== Information shown ==

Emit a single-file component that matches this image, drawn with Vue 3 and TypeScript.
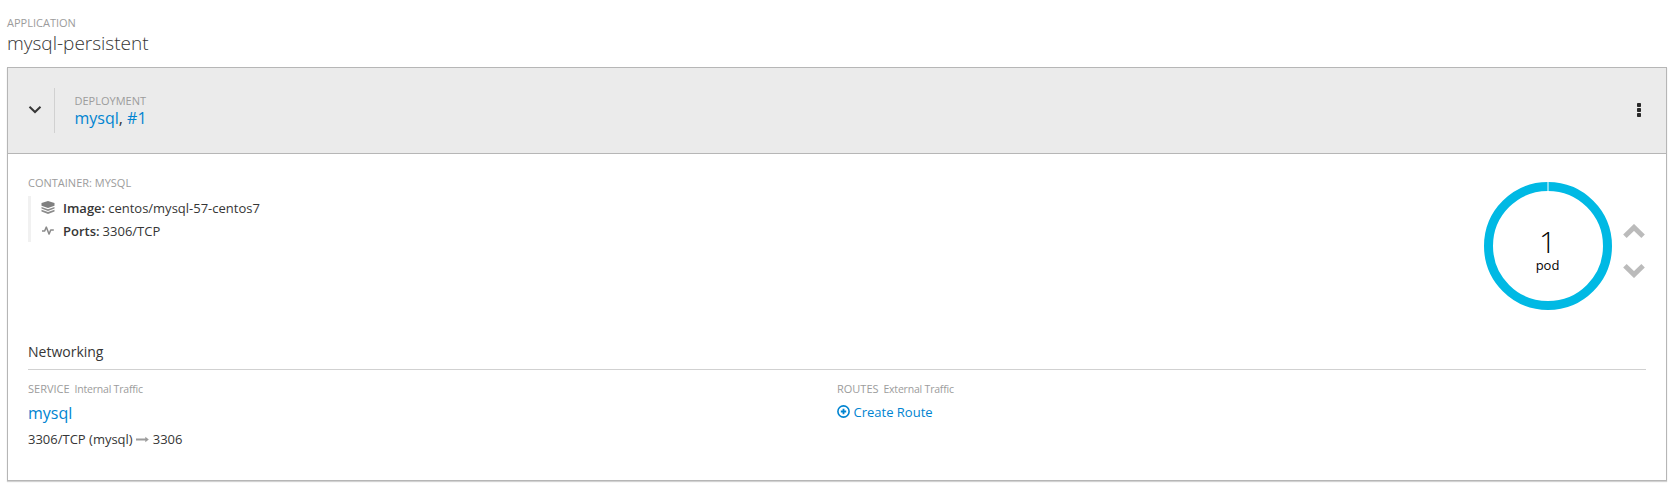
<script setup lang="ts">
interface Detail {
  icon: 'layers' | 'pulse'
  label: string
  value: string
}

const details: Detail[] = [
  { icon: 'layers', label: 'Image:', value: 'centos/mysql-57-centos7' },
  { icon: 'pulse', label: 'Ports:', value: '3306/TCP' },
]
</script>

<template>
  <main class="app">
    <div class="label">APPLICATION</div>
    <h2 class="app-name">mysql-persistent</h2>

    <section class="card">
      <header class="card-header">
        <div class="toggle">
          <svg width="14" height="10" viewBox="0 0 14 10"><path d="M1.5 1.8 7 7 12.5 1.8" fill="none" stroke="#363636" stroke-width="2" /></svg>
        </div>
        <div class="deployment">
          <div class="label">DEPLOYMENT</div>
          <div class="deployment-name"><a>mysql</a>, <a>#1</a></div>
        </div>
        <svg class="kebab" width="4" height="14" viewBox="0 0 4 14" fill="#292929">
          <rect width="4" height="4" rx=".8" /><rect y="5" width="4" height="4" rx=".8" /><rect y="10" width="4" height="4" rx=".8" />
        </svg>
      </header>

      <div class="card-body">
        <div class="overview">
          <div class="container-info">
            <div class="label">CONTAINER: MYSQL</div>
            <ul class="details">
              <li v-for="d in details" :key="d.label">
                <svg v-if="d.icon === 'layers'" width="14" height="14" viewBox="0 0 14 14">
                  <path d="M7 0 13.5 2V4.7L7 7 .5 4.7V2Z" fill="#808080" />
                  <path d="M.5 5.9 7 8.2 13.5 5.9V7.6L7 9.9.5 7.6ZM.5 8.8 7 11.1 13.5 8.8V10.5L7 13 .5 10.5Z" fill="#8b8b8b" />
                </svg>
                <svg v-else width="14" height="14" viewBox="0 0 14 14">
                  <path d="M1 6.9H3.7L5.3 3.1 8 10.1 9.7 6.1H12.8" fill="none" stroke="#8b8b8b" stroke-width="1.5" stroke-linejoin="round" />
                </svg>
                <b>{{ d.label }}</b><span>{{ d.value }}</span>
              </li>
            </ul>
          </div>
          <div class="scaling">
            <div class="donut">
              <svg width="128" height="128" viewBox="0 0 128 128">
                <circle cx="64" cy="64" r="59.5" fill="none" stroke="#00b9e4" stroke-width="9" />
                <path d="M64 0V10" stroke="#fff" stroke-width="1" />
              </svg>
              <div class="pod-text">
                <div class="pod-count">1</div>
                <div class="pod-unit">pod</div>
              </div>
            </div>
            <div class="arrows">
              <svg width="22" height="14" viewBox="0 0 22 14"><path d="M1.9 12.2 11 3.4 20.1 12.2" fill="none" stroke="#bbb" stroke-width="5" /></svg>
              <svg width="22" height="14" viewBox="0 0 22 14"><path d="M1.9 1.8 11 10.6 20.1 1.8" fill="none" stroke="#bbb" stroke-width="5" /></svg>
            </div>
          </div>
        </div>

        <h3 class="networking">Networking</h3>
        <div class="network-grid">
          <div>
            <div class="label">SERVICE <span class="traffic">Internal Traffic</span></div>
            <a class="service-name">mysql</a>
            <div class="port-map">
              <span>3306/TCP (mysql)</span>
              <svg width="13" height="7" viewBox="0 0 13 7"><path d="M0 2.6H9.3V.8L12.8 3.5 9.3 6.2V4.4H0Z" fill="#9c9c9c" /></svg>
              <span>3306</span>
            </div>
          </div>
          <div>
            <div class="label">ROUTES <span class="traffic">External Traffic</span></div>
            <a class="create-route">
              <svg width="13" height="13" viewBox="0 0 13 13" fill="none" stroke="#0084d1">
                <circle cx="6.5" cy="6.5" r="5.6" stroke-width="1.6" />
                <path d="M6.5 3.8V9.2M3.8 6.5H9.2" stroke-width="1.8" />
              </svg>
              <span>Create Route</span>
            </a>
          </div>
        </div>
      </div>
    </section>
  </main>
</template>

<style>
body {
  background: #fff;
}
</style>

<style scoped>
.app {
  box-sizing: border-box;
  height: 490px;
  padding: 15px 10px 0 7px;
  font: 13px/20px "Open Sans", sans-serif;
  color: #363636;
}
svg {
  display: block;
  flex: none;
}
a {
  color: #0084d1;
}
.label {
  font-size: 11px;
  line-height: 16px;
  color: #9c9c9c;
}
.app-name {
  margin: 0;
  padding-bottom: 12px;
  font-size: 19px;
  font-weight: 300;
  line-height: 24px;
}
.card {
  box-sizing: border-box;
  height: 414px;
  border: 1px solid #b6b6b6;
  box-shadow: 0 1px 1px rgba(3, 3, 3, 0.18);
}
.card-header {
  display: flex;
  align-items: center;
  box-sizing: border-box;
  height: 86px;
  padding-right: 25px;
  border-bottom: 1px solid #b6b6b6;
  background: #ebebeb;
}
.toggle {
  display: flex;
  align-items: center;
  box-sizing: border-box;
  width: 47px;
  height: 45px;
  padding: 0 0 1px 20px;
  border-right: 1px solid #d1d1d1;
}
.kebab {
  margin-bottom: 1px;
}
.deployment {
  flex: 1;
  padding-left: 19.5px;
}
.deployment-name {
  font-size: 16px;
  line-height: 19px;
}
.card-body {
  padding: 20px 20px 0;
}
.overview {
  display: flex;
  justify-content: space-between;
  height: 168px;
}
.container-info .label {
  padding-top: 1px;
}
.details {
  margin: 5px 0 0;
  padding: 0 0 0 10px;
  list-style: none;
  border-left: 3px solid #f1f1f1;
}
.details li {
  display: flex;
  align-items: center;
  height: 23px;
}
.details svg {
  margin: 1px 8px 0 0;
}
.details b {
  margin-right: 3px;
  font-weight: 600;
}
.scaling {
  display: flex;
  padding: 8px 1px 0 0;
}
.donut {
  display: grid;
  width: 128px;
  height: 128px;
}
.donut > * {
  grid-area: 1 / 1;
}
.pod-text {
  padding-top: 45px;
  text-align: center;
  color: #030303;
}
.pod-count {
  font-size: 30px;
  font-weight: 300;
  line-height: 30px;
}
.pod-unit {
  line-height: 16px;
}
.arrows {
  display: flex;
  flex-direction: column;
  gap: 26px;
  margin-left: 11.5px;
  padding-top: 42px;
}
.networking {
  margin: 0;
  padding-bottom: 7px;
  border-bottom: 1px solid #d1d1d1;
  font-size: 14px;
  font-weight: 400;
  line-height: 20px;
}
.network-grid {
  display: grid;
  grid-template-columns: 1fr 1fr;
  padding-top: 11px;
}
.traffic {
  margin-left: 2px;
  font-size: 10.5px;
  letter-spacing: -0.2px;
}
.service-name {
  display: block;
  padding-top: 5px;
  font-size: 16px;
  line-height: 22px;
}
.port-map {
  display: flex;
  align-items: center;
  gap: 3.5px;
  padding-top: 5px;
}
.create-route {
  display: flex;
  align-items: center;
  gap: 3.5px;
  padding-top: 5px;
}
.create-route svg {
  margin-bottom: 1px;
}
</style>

== Aim of the task ==
Copy out every line of the material above exactly, skipping the pictures.

== Task output ==
Emit a single-file component that matches this image, drawn with Vue 3 and TypeScript.
<script setup lang="ts">
interface Detail {
  icon: 'layers' | 'pulse'
  label: string
  value: string
}

const details: Detail[] = [
  { icon: 'layers', label: 'Image:', value: 'centos/mysql-57-centos7' },
  { icon: 'pulse', label: 'Ports:', value: '3306/TCP' },
]
</script>

<template>
  <main class="app">
    <div class="label">APPLICATION</div>
    <h2 class="app-name">mysql-persistent</h2>

    <section class="card">
      <header class="card-header">
        <div class="toggle">
          <svg width="14" height="10" viewBox="0 0 14 10"><path d="M1.5 1.8 7 7 12.5 1.8" fill="none" stroke="#363636" stroke-width="2" /></svg>
        </div>
        <div class="deployment">
          <div class="label">DEPLOYMENT</div>
          <div class="deployment-name"><a>mysql</a>, <a>#1</a></div>
        </div>
        <svg class="kebab" width="4" height="14" viewBox="0 0 4 14" fill="#292929">
          <rect width="4" height="4" rx=".8" /><rect y="5" width="4" height="4" rx=".8" /><rect y="10" width="4" height="4" rx=".8" />
        </svg>
      </header>

      <div class="card-body">
        <div class="overview">
          <div class="container-info">
            <div class="label">CONTAINER: MYSQL</div>
            <ul class="details">
              <li v-for="d in details" :key="d.label">
                <svg v-if="d.icon === 'layers'" width="14" height="14" viewBox="0 0 14 14">
                  <path d="M7 0 13.5 2V4.7L7 7 .5 4.7V2Z" fill="#808080" />
                  <path d="M.5 5.9 7 8.2 13.5 5.9V7.6L7 9.9.5 7.6ZM.5 8.8 7 11.1 13.5 8.8V10.5L7 13 .5 10.5Z" fill="#8b8b8b" />
                </svg>
                <svg v-else width="14" height="14" viewBox="0 0 14 14">
                  <path d="M1 6.9H3.7L5.3 3.1 8 10.1 9.7 6.1H12.8" fill="none" stroke="#8b8b8b" stroke-width="1.5" stroke-linejoin="round" />
                </svg>
                <b>{{ d.label }}</b><span>{{ d.value }}</span>
              </li>
            </ul>
          </div>
          <div class="scaling">
            <div class="donut">
              <svg width="128" height="128" viewBox="0 0 128 128">
                <circle cx="64" cy="64" r="59.5" fill="none" stroke="#00b9e4" stroke-width="9" />
                <path d="M64 0V10" stroke="#fff" stroke-width="1" />
              </svg>
              <div class="pod-text">
                <div class="pod-count">1</div>
                <div class="pod-unit">pod</div>
              </div>
            </div>
            <div class="arrows">
              <svg width="22" height="14" viewBox="0 0 22 14"><path d="M1.9 12.2 11 3.4 20.1 12.2" fill="none" stroke="#bbb" stroke-width="5" /></svg>
              <svg width="22" height="14" viewBox="0 0 22 14"><path d="M1.9 1.8 11 10.6 20.1 1.8" fill="none" stroke="#bbb" stroke-width="5" /></svg>
            </div>
          </div>
        </div>

        <h3 class="networking">Networking</h3>
        <div class="network-grid">
          <div>
            <div class="label">SERVICE <span class="traffic">Internal Traffic</span></div>
            <a class="service-name">mysql</a>
            <div class="port-map">
              <span>3306/TCP (mysql)</span>
              <svg width="13" height="7" viewBox="0 0 13 7"><path d="M0 2.6H9.3V.8L12.8 3.5 9.3 6.2V4.4H0Z" fill="#9c9c9c" /></svg>
              <span>3306</span>
            </div>
          </div>
          <div>
            <div class="label">ROUTES <span class="traffic">External Traffic</span></div>
            <a class="create-route">
              <svg width="13" height="13" viewBox="0 0 13 13" fill="none" stroke="#0084d1">
                <circle cx="6.5" cy="6.5" r="5.6" stroke-width="1.6" />
                <path d="M6.5 3.8V9.2M3.8 6.5H9.2" stroke-width="1.8" />
              </svg>
              <span>Create Route</span>
            </a>
          </div>
        </div>
      </div>
    </section>
  </main>
</template>

<style>
body {
  background: #fff;
}
</style>

<style scoped>
.app {
  box-sizing: border-box;
  height: 490px;
  padding: 15px 10px 0 7px;
  font: 13px/20px "Open Sans", sans-serif;
  color: #363636;
}
svg {
  display: block;
  flex: none;
}
a {
  color: #0084d1;
}
.label {
  font-size: 11px;
  line-height: 16px;
  color: #9c9c9c;
}
.app-name {
  margin: 0;
  padding-bottom: 12px;
  font-size: 19px;
  font-weight: 300;
  line-height: 24px;
}
.card {
  box-sizing: border-box;
  height: 414px;
  border: 1px solid #b6b6b6;
  box-shadow: 0 1px 1px rgba(3, 3, 3, 0.18);
}
.card-header {
  display: flex;
  align-items: center;
  box-sizing: border-box;
  height: 86px;
  padding-right: 25px;
  border-bottom: 1px solid #b6b6b6;
  background: #ebebeb;
}
.toggle {
  display: flex;
  align-items: center;
  box-sizing: border-box;
  width: 47px;
  height: 45px;
  padding: 0 0 1px 20px;
  border-right: 1px solid #d1d1d1;
}
.kebab {
  margin-bottom: 1px;
}
.deployment {
  flex: 1;
  padding-left: 19.5px;
}
.deployment-name {
  font-size: 16px;
  line-height: 19px;
}
.card-body {
  padding: 20px 20px 0;
}
.overview {
  display: flex;
  justify-content: space-between;
  height: 168px;
}
.container-info .label {
  padding-top: 1px;
}
.details {
  margin: 5px 0 0;
  padding: 0 0 0 10px;
  list-style: none;
  border-left: 3px solid #f1f1f1;
}
.details li {
  display: flex;
  align-items: center;
  height: 23px;
}
.details svg {
  margin: 1px 8px 0 0;
}
.details b {
  margin-right: 3px;
  font-weight: 600;
}
.scaling {
  display: flex;
  padding: 8px 1px 0 0;
}
.donut {
  display: grid;
  width: 128px;
  height: 128px;
}
.donut > * {
  grid-area: 1 / 1;
}
.pod-text {
  padding-top: 45px;
  text-align: center;
  color: #030303;
}
.pod-count {
  font-size: 30px;
  font-weight: 300;
  line-height: 30px;
}
.pod-unit {
  line-height: 16px;
}
.arrows {
  display: flex;
  flex-direction: column;
  gap: 26px;
  margin-left: 11.5px;
  padding-top: 42px;
}
.networking {
  margin: 0;
  padding-bottom: 7px;
  border-bottom: 1px solid #d1d1d1;
  font-size: 14px;
  font-weight: 400;
  line-height: 20px;
}
.network-grid {
  display: grid;
  grid-template-columns: 1fr 1fr;
  padding-top: 11px;
}
.traffic {
  margin-left: 2px;
  font-size: 10.5px;
  letter-spacing: -0.2px;
}
.service-name {
  display: block;
  padding-top: 5px;
  font-size: 16px;
  line-height: 22px;
}
.port-map {
  display: flex;
  align-items: center;
  gap: 3.5px;
  padding-top: 5px;
}
.create-route {
  display: flex;
  align-items: center;
  gap: 3.5px;
  padding-top: 5px;
}
.create-route svg {
  margin-bottom: 1px;
}
</style>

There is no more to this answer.